The fact that a partner in a firm may prepare returns and the like working under the firm's nominee (sec. 251N) and the fact that subreg. (2) contemplates that a member of a partnership so working may be treated as if in ``employment'' do not create any anomaly, in my respectful opinion. ``Employment'' in subreg. (2) has a wider scope than ``employee'' in sec. 251N, in that it includes working as a partner, but apart from that its meaning corresponds with that of ``employee''. It appears to me to follow that the word ``employment'', where twice used in para. (C), is used in the same sense. I cannot agree, with respect, that para. (C) departs entirely from the scheme created by the Act.
It may be objected that it is unduly restrictive to preclude aspiring tax agents from qualifying by working on their own, rather than as an employee or partner under the supervision of a registered person. One hazard of that policy is that registered tax agents might tend so to arrange matters as to make it difficult for others to enter their vocation and compete with them. Considerations of that sort may suggest the desirability of applying para. (C) generously, but cannot, in my opinion, force a construction of the regulation which is, as a practical matter, irreconcilable with the intention of the Act.
The conclusion which I have come to, namely that the Tribunal was wrong in deciding that the respondent was in ``employment'' within the meaning of the relevant provisions, makes it unnecessary to consider the other points raised by Miss Wilson. Since I have a view about one of them, however, I have decided to express it. It is my opinion that the word ``equivalent'' in para. (C), read in context, does not connote precise equivalence to the qualification in para. (A).
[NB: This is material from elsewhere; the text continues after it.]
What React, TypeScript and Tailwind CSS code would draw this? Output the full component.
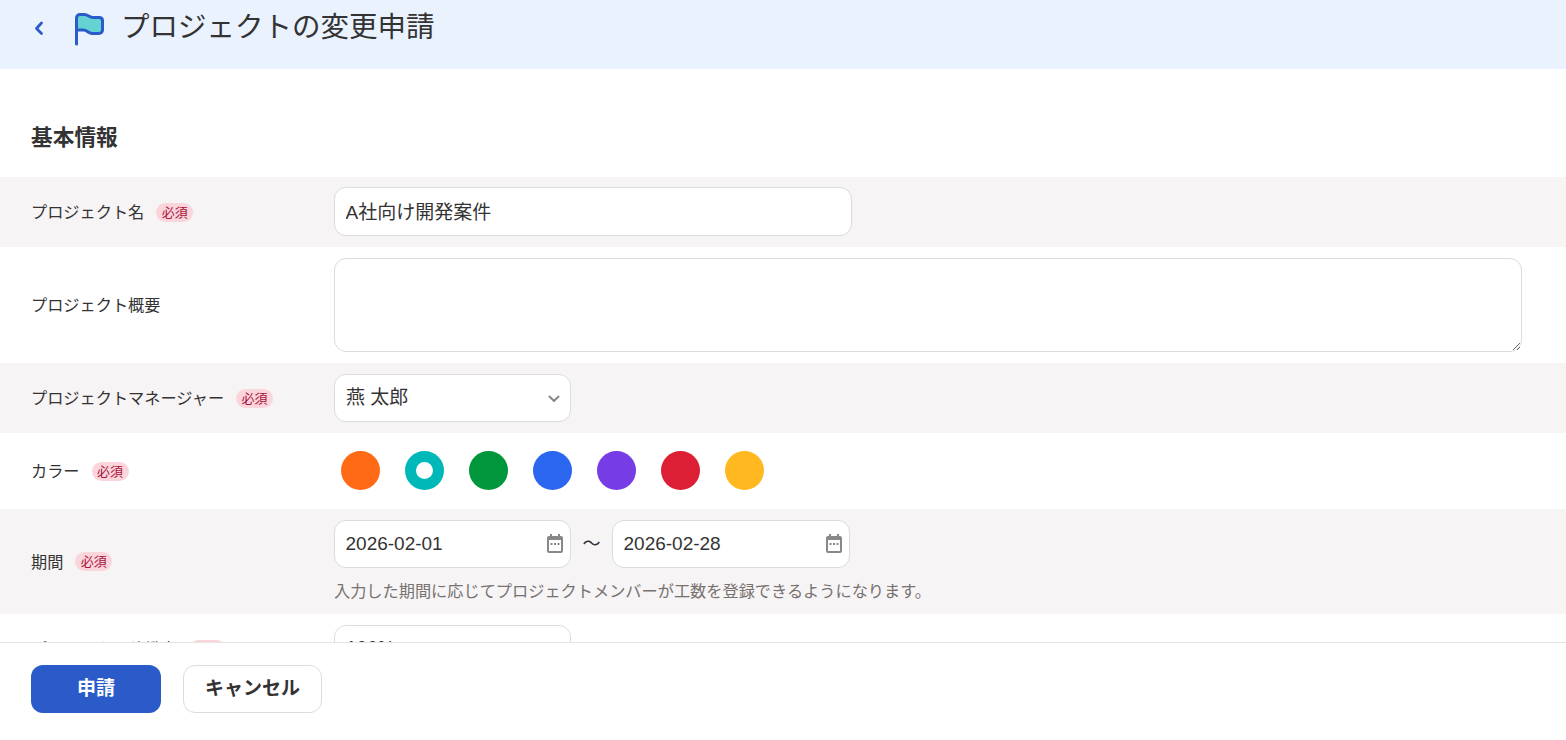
const sans = "font-['Liberation_Sans','Noto_Sans_CJK_JP',sans-serif]";

function Required() {
  return (
    <span className="ml-[12px] inline-flex h-[19px] w-[37px] items-center justify-center rounded-full bg-[#fbd5dc] text-[13px] text-[#a8123a]">
      必須
    </span>
  );
}

function Label({ text, required }: { text: string; required?: boolean }) {
  return (
    <div className="flex w-[303px] shrink-0 items-center pt-px text-[16.2px] text-[#333]">
      <span>{text}</span>
      {required ? <Required /> : null}
    </div>
  );
}

function Chevron() {
  return (
    <svg width="12" height="8" viewBox="0 0 12 8" fill="none" stroke="#888" strokeWidth="2" strokeLinecap="round" strokeLinejoin="round" className="pointer-events-none absolute right-[10px] top-[20px]">
      <path d="M1.500 1.500L6 6l4.500-4.500" />
    </svg>
  );
}

function CalendarIcon() {
  return (
    <svg width="16" height="19" viewBox="0 0 16 19" className="pointer-events-none absolute right-[8px] top-[14px]">
      <path d="M3 0h2v2h6V0h2v2h1a2 2 0 0 1 2 2v13a2 2 0 0 1-2 2H2a2 2 0 0 1-2-2V4a2 2 0 0 1 2-2h1z" fill="#888" />
      <rect x="2" y="6" width="12" height="11" fill="#fff" />
      <rect x="3.500" y="9" width="2" height="2" fill="#888" />
      <rect x="7" y="9" width="2" height="2" fill="#888" />
      <rect x="10.500" y="9" width="2" height="2" fill="#888" />
    </svg>
  );
}

function DateField({ value, width }: { value: string; width: string }) {
  return (
    <div className={`relative ${width}`}>
      <input
        readOnly
        value={value}
        className="h-[48px] w-full rounded-[12px] border border-[#dcdcdc] bg-white px-[10.500px] text-[19px] text-[#333] outline-none"
      />
      <CalendarIcon />
    </div>
  );
}

function FlagIcon() {
  return (
    <svg width="30" height="34" viewBox="0 0 30 34" fill="none" strokeLinejoin="round" strokeLinecap="round">
      <path d="M2.500 18V6c0-2 1.500-3.500 3.500-3.500h4.500c3.500 0 5 3 8.500 3h6c2 0 3.500 1 3.500 3V18c0 2-1.500 3.500-3.500 3.500H18c-3.500 0-5-3.500-8.500-3.500z" fill="#66d3d3" />
      <path d="M2.500 32V6c0-2 1.500-3.500 3.500-3.500h4.500c3.500 0 5 3 8.500 3h6c2 0 3.500 1 3.500 3V18c0 2-1.500 3.500-3.500 3.500H18c-3.500 0-5-3.500-8.500-3.500h-7" stroke="#2a5bc8" strokeWidth="3" />
    </svg>
  );
}

const colors = [
  { hex: "bg-[#ff6a17]" },
  { hex: "bg-[#00b8b8]", selected: true },
  { hex: "bg-[#00963c]" },
  { hex: "bg-[#2b66f0]" },
  { hex: "bg-[#763ce6]" },
  { hex: "bg-[#dc1f35]" },
  { hex: "bg-[#ffb81f]" },
];

export default function App() {
  return (
    <div className={`flex h-[740px] w-full flex-col overflow-hidden bg-white text-[#333] ${sans}`}>
      <main className="min-h-0 flex-1 overflow-hidden">
        <header className="flex h-[69px] items-start bg-[#eaf2fe] pl-[34px] pt-[11px]">
          <svg width="10" height="15" viewBox="0 0 10 15" fill="none" stroke="#2a5bc8" strokeWidth="2.800" strokeLinecap="round" strokeLinejoin="round" className="mt-[10px]">
            <path d="M7.500 2L2.500 7.500l5 5" />
          </svg>
          <div className="ml-[30px] mt-px">
            <FlagIcon />
          </div>
          <h1 className="ml-[17px] -mt-px text-[28.500px] leading-[34px] font-normal text-[#333]">プロジェクトの変更申請</h1>
        </header>

        <h2 className="pl-[31px] pt-[55px] pb-[25px] text-[21.700px] leading-[28px] font-bold text-[#333]">基本情報</h2>

        <div className="flex h-[70px] items-center bg-[#f6f4f5] pl-[31px]">
          <Label text="プロジェクト名" required />
          <input
            readOnly
            value="A社向け開発案件"
            className="-mt-px h-[49px] w-[518px] rounded-[12px] border border-[#dcdcdc] bg-white px-[10.500px] pb-[2px] text-[19px] text-[#333] outline-none"
          />
        </div>

        <div className="flex h-[116px] items-center pl-[31px]">
          <Label text="プロジェクト概要" />
          <textarea readOnly className="block h-[94px] w-[1188px] rounded-[12px] border border-[#dcdcdc] bg-white outline-none" />
        </div>

        <div className="flex h-[70px] items-center bg-[#f6f4f5] pl-[31px]">
          <Label text="プロジェクトマネージャー" required />
          <div className="relative h-[48px] w-[237px] rounded-[12px] border border-[#dcdcdc] bg-white pl-[11px] text-[19px] leading-[45px] text-[#333]">
            燕 太郎
            <Chevron />
          </div>
        </div>

        <div className="flex h-[76px] items-center pl-[31px]">
          <Label text="カラー" required />
          <div className="-mt-px flex gap-[25px] pl-[7px]">
            {colors.map((c) => (
              <div key={c.hex} className={`flex h-[39px] w-[39px] items-center justify-center rounded-full ${c.hex}`}>
                {c.selected ? <div className="h-[17px] w-[17px] rounded-full bg-white" /> : null}
              </div>
            ))}
          </div>
        </div>

        <div className="flex h-[105px] items-center bg-[#f6f4f5] pl-[31px]">
          <Label text="期間" required />
          <div className="-mt-px flex flex-col gap-[12px]">
            <div className="flex items-center">
              <DateField value="2026-02-01" width="w-[237px]" />
              <span className="w-[41px] text-center text-[18px] text-[#333]">〜</span>
              <DateField value="2026-02-28" width="w-[238px]" />
            </div>
            <p className="text-[16.200px] leading-[22px] text-[#77716f]">
              入力した期間に応じてプロジェクトメンバーが工数を登録できるようになります。
            </p>
          </div>
        </div>

        <div className="flex h-[70px] items-center pl-[31px]">
          <Label text="プロジェクト稼働率" required />
          <div className="relative h-[48px] w-[237px] rounded-[12px] border border-[#dcdcdc] bg-white pl-[11px] text-[19px] leading-[43px] text-[#333]">
            100%
            <Chevron />
          </div>
        </div>
      </main>

      <footer className="flex h-[98px] shrink-0 items-start gap-[22px] border-t border-[#e4e4e4] bg-white pl-[31px] pt-[22px]">
        <button className="h-[48px] w-[130px] rounded-[12px] bg-[#2a5bc8] text-[19px] font-bold text-white">申請</button>
        <button className="h-[48px] w-[139px] rounded-[12px] border border-[#dcdcdc] bg-white text-[19px] font-bold text-[#333]">キャンセル</button>
      </footer>
    </div>
  );
}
The question is what the Board regards as equivalent, and it may properly treat as equivalent to the work specified in subreg. (2), work which is of a different description, as long as the applicant has done the work while in ``employment'' in the sense I have explained.
In summary, it is my view that the word ``employment'' in reg. 58CA is used in a sense which excludes those simply working alone in their own business - the so-called ``self-employed''. It follows that the respondent was not qualified under that regulation. The decision of the Tribunal must be set aside.